The Little "Big" Brother- What I've Had to Learn from the Kid After
Here he is. The little "big" brother. He's the sweet boy that came after the one with the disability. In many families, the child who has the disability is typically the youngest child or the middle child. I hope this doesn't come off as sounding weird, but I often get excited when I meet someone else who has had children after they've had a child with a disability.
This little guy is already proving that he is going to be Harrison's big brother. Yes, Brooks is younger than Harrison. And, yes, Brooks is still a tad bit shorter than Harrison. . . for now. But the way Brooks gives Harrison adoring looks and the way he is already helping him do certain things (like unlocking pantry doors to let Harrison raid the pantry, bringing his water back to him when Harrison chucks it to the side, and opening magnet boxes for him so he can throw all the magnets on the floor) is very big brotherish.
We knew when Brooks was born that he was going to have big shoes to fill. He will be the one that is going to defend Harrison, the one that will stop him from wandering into the parking lot, the one that will help him tie his shoes and button his coat, the one that will have to explain to others that Harrison was born with his big lip and that it's not a bee sting, the one that will be his best buddy. I know there will be days when he doesn't want to fill those big shoes, but I can already tell from his personality that he will fill those shoes regardless of how he feels.
What a joy it has been to have a child after Harrison.
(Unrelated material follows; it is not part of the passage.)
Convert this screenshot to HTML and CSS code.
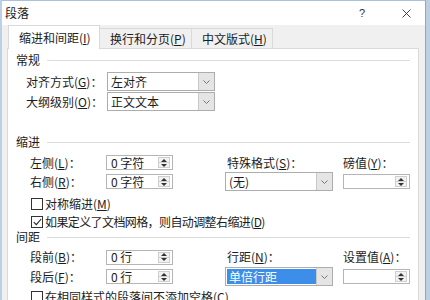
FILE: index.html
```html
<!DOCTYPE html>
<html lang="zh-CN">
<head>
<meta charset="utf-8">
<title>段落</title>
<link rel="stylesheet" href="styles.css">
</head>
<body>
<div class="win">
  <div class="titlebar">
    <span class="title">段落</span>
    <span class="help">?</span>
    <svg class="close" width="9" height="9" viewBox="0 0 9 9"><path d="M0.5 0.5L8.5 8.5M8.5 0.5L0.5 8.5" stroke="#444" stroke-width="1" fill="none"/></svg>
  </div>
  <div class="tabs">
    <div class="tab tab1 active">缩进和间距(<u>I</u>)</div>
    <div class="tab tab2">换行和分页(<u>P</u>)</div>
    <div class="tab tab3">中文版式(<u>H</u>)</div>
  </div>
  <div class="panel">
    <div class="head"><span>常规</span><i class="rule"></i></div>
    <div class="general">
      <div class="grow">
        <span class="glabel">对齐方式(<u>G</u>)：</span>
        <div class="combo gcombo"><span class="val">左对齐</span><span class="arrow"><svg width="7" height="4" viewBox="0 0 7 4"><path d="M0.5 0.5L3.5 3.5L6.5 0.5" stroke="#777" fill="none"/></svg></span></div>
      </div>
      <div class="grow">
        <span class="glabel">大纲级别(<u>O</u>)：</span>
        <div class="combo gcombo"><span class="val">正文文本</span><span class="arrow"><svg width="7" height="4" viewBox="0 0 7 4"><path d="M0.5 0.5L3.5 3.5L6.5 0.5" stroke="#777" fill="none"/></svg></span></div>
      </div>
    </div>

    <div class="head head-indent"><span>缩进</span><i class="rule"></i></div>
    <div class="grid grid-indent">
      <span class="lbl">左侧(<u>L</u>)：</span>
      <div class="cell"><div class="spin"><span class="val">0 字符</span><span class="btns"><i class="up"></i><i class="dn"></i></span></div></div>
      <span class="lbl lbl2">特殊格式(<u>S</u>)：</span>
      <span class="lbl lbl3">磅值(<u>Y</u>)：</span>

      <span class="lbl">右侧(<u>R</u>)：</span>
      <div class="cell"><div class="spin"><span class="val">0 字符</span><span class="btns"><i class="up"></i><i class="dn"></i></span></div></div>
      <div class="cell"><div class="combo wcombo"><span class="val">(无)</span><span class="arrow"><svg width="7" height="4" viewBox="0 0 7 4"><path d="M0.5 0.5L3.5 3.5L6.5 0.5" stroke="#777" fill="none"/></svg></span></div></div>
      <div class="cell"><div class="spin"><span class="val"></span><span class="btns"><i class="up"></i><i class="dn"></i></span></div></div>
    </div>
    <div class="check cb1"><span class="box"></span><span>对称缩进(<u>M</u>)</span></div>
    <div class="check cb2"><span class="box"><svg width="9" height="8" viewBox="0 0 9 8"><path d="M0.8 4.2L3.3 6.6L8.2 1" stroke="#222" stroke-width="1.1" fill="none"/></svg></span><span class="longtxt">如果定义了文档网格，则自动调整右缩进(<u>D</u>)</span></div>

    <div class="head head-space"><span>间距</span><i class="rule"></i></div>
    <div class="grid grid-space">
      <span class="lbl">段前(<u>B</u>)：</span>
      <div class="cell"><div class="spin"><span class="val">0 行</span><span class="btns"><i class="up"></i><i class="dn"></i></span></div></div>
      <span class="lbl lbl2">行距(<u>N</u>)：</span>
      <span class="lbl lbl3">设置值(<u>A</u>)：</span>

      <span class="lbl">段后(<u>F</u>)：</span>
      <div class="cell"><div class="spin"><span class="val">0 行</span><span class="btns"><i class="up"></i><i class="dn"></i></span></div></div>
      <div class="cell"><div class="combo wcombo"><span class="val sel">单倍行距</span><span class="arrow"><svg width="7" height="4" viewBox="0 0 7 4"><path d="M0.5 0.5L3.5 3.5L6.5 0.5" stroke="#777" fill="none"/></svg></span></div></div>
      <div class="cell"><div class="spin"><span class="val"></span><span class="btns"><i class="up"></i><i class="dn"></i></span></div></div>
    </div>
    <div class="check cb3"><span class="box"></span><span>在相同样式的段落间不添加空格(<u>C</u>)</span></div>
  </div>
</div>
</body>
</html>
```

FILE: styles.css
```css
* { box-sizing: border-box; margin: 0; padding: 0; }
html, body { width: 430px; height: 300px; overflow: hidden; }
body {
  background: #bccfe3;
  font-family: "Noto Sans CJK SC", "Noto Sans", sans-serif;
  font-size: 12px;
  line-height: 1;
  color: #1c1c1c;
}
u { text-decoration: underline; text-underline-offset: 1px; }

.win {
  margin-left: 2px;
  width: 424px;
  height: 300px;
  background: #f0f0f0;
  border-top: 1px solid #a9c1da;
  border-right: 1px solid #8ea8c3;
}

.titlebar {
  height: 24px;
  background: #fff;
  display: flex;
  align-items: center;
  padding-left: 3px;
  padding-right: 14px;
}
.title { font-size: 12px; }
.help { margin-left: auto; margin-right: 37px; color: #333; font-family: "Liberation Sans", sans-serif; font-size: 11px; }
.close { display: block; }

.tabs {
  height: 23px;
  display: flex;
  align-items: flex-end;
  padding-left: 6px;
}
.tab {
  height: 20px;
  display: flex;
  align-items: center;
  padding-left: 10px;
  border: 1px solid #d9d9d9;
  border-bottom: none;
  background: #f0f0f0;
  white-space: nowrap;
}
.tab + .tab { border-left: none; }
.tab1 { width: 92px; }
.tab2 { width: 92px; }
.tab3 { width: 81px; }
.tab.active {
  height: 24px;
  margin-bottom: -1px;
  background: #fff;
  position: relative;
  z-index: 1;
  padding-top: 1px;
}

.panel {
  margin-left: 5px;
  width: 412px;
  height: 260px;
  background: #fff;
  border: 1px solid #d9d9d9;
  padding: 4px 8px 0 8px;
}

.head {
  height: 14px;
  display: flex;
  align-items: center;
}
.rule {
  flex: 1;
  height: 1px;
  background: #dcdcdc;
  margin-left: 7px;
}
.head-indent { margin-top: 24px; }
.head-space { margin-top: 0; }

.general {
  margin-top: 5px;
  display: flex;
  flex-direction: column;
  gap: 1px;
}
.grow {
  height: 19px;
  display: flex;
  align-items: center;
  padding-left: 10px;
}
.glabel { width: 81px; white-space: nowrap; }

.combo {
  height: 19px;
  display: flex;
  align-items: stretch;
  border: 1px solid #adadad;
  background: #fff;
}
.combo .val {
  flex: 1;
  display: flex;
  align-items: center;
  padding-left: 3px;
  white-space: nowrap;
}
.combo .val.sel {
  margin: 1px 0 1px 1px;
  padding-left: 2px;
  background: #3d8ee8;
  color: #fff;
}
.combo .arrow {
  width: 16px;
  display: flex;
  align-items: center;
  justify-content: center;
  background: #e5e5e5;
  border-left: 1px solid #c8c8c8;
}
.gcombo { width: 108px; }
.wcombo { width: 108px; }

.grid {
  display: grid;
  grid-template-columns: 76px 119px 118px 67px;
  margin-left: 14px;
  row-gap: 1px;
  align-items: center;
}
.grid-indent { margin-top: 5px; grid-template-rows: 17px 19px; }
.grid-space { margin-top: 5px; grid-template-rows: 16px 19px; row-gap: 2px; }
.lbl { white-space: nowrap; }
.lbl2 { padding-left: 2px; }
.lbl3 { grid-column: 4; }
.grid-indent .lbl2, .grid-space .lbl2 { grid-column: 3; }
.cell { display: flex; align-items: center; }

.spin {
  width: 67px;
  height: 15px;
  display: flex;
  align-items: stretch;
  border: 1px solid #b5b5b5;
  background: #fff;
}
.spin .val {
  flex: 1;
  display: flex;
  align-items: center;
  padding-left: 4px;
  white-space: pre;
}
.btns {
  width: 12px;
  margin: 1px 2px 1px 0;
  display: flex;
  flex-direction: column;
  border: 1px solid #cfcfcf;
  background: #f2f2f2;
}
.btns i {
  flex: 1;
  display: flex;
  align-items: center;
  justify-content: center;
}
.btns i + i { border-top: 1px solid #cfcfcf; }
.btns .up::before {
  content: "";
  border-left: 3px solid transparent;
  border-right: 3px solid transparent;
  border-bottom: 3px solid #333;
}
.btns .dn::before {
  content: "";
  border-left: 3px solid transparent;
  border-right: 3px solid transparent;
  border-top: 3px solid #333;
}

.check {
  height: 16px;
  display: flex;
  align-items: center;
  margin-left: 15px;
  white-space: nowrap;
}
.check .box {
  width: 12px;
  height: 12px;
  border: 1px solid #333;
  background: #fff;
  margin-right: 2px;
  display: flex;
  align-items: center;
  justify-content: center;
}
.cb1 { margin-top: 5px; }
.cb2 { margin-top: 2px; }
.cb3 { margin-top: 3px; }
.longtxt { letter-spacing: -0.6px; }
```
I won't lie. I had a peace from God for most of my pregnancy with Brooks but there were moments when I was nervous. Since we opted against genetic testing, I had no clue the entire pregnancy whether or not Brooks was going to be born with Down syndrome or another disability.
It was like having a first child all over again when Brooks was born. He was and is completely different than Harrison just like any sibling is completely different from the other. The second night with Brooks was just as all the nurses and doctors and the "Second Night with Baby" pamphlets warn you about. We had no clue what to do with the screaming child in our arms that wouldn't stop screaming no matter what we did. He met milestones at such an early age! Or so we thought. He's actually met every milestone at the typical age, but we thought it was incredibly early because Harrison didn't meet those milestones until much later.
We've had to learn to let him climb up to the big slide on the playground by himself. Just because Harrison wasn't at all ready for that at Brooks' age doesn't mean Brooks isn't ready. He can step up on the footstool at the library and help check out the books and even help unload the dishwasher. He can feed himself food with a fork and spoon all on his own.
The precious bond that has developed between Brooks and Harrison is the best part of having a child after. When Harrison recently went back to school after a two week tonsillectomy recovery, Brooks cried. He didn't want his buddy to leave him! Of course, he quickly recovered once he realized he got to spend some one on one time with Mommy again. When we go on walks, Harrison often reaches out to hold Brooks' hand. This results in one brief priceless moment before both of them end up in a tumble on the ground. When Harrison wakes up from nap time and Brooks is still slumbering, he immediately asks for "Buks."
We have loved watching Brooks grow and learn alongside Harrison; we enjoy (well, most of the time) learning how to parent a child with special needs, a typical child, and the two together. It sure is a journey that is never boring!